The early dispensers used a roll of blue tape with a 1-inch core. That was changed to accommodate tape with standard-size cores.


----------



## PACman (Oct 24, 2014)

CApainter said:


> Here's how you can cover your window when one of your angry customers throws a quart of Kilz II through it.


I don't sell Kilz II. I sell stuff that works as advertised!


----------



## csbeepee (Jun 29, 2015)

So back to the nail holes.. I have been using 3M patch/primer with great results. Apply with a putty knife and allow the blade to "float" so that you get the hole overfilled, with no residual on the trim, assuming we are talking flat millwork. For curves and detail work, I use my finger.

Nice artwork BTW.

Anyone here like using the OLFA tool for masking? I find the dull blade on the heel of the knife to be INVALUABLE. I love it.


----------



## wsudelt778 (Aug 13, 2016)

csbeepee said:


> So back to the nail holes.. I have been using 3M patch/primer with great results. Apply with a putty knife and allow the blade to "float" so that you get the hole overfilled, with no residual on the trim, assuming we are talking flat millwork. For curves and detail work, I use my finger.
> 
> Nice artwork BTW.
> 
> Anyone here like using the OLFA tool for masking? I find the dull blade on the heel of the knife to be INVALUABLE. I love it.




Which olfa tool are you talking about? I'd like to give it a try.


Sent from my iPhone using Tapatalk


----------



## csbeepee (Jun 29, 2015)

OLFA Heavy Duty Utility Knife.

http://tinyurl.com/jurt6hb


----------



## Joe67 (Aug 12, 2016)

Old thread but recently revived and I'm new. So I though I'd just add that I used to use the "painter's putty" - which is still just glazing compound - and in the same way as others have described.
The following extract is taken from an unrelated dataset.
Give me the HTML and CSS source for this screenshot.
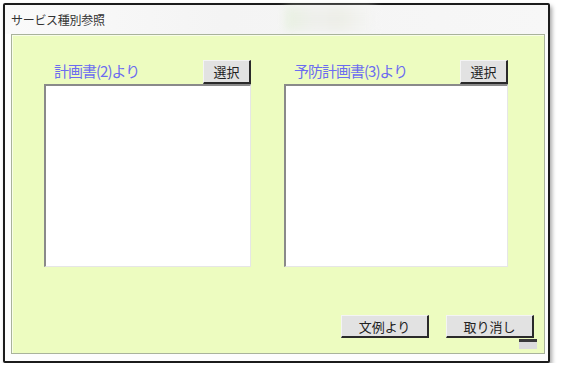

But lately I've just been using DAP Fast N Final - I'm sure the same thing as the 3M. It's fast and easy to apply with a knife. It doesn't get hard and dry out, and doesn't shrink. If anything it expands a little so a quick, light scuff sand or shot with a putty knife to knock off the bulge takes care of it.

The DAP bills itself as not needing primer (unlike the 3M which sort of implies that it IS a primer), but it does flash like mad. If you're looking to 1 coat or are on your last coat, spotting to a full dry is a must. If you will end up 2 coating or priming anyway, it's not an issue. I wonder, csbeepee, if the 3M does the same?


----------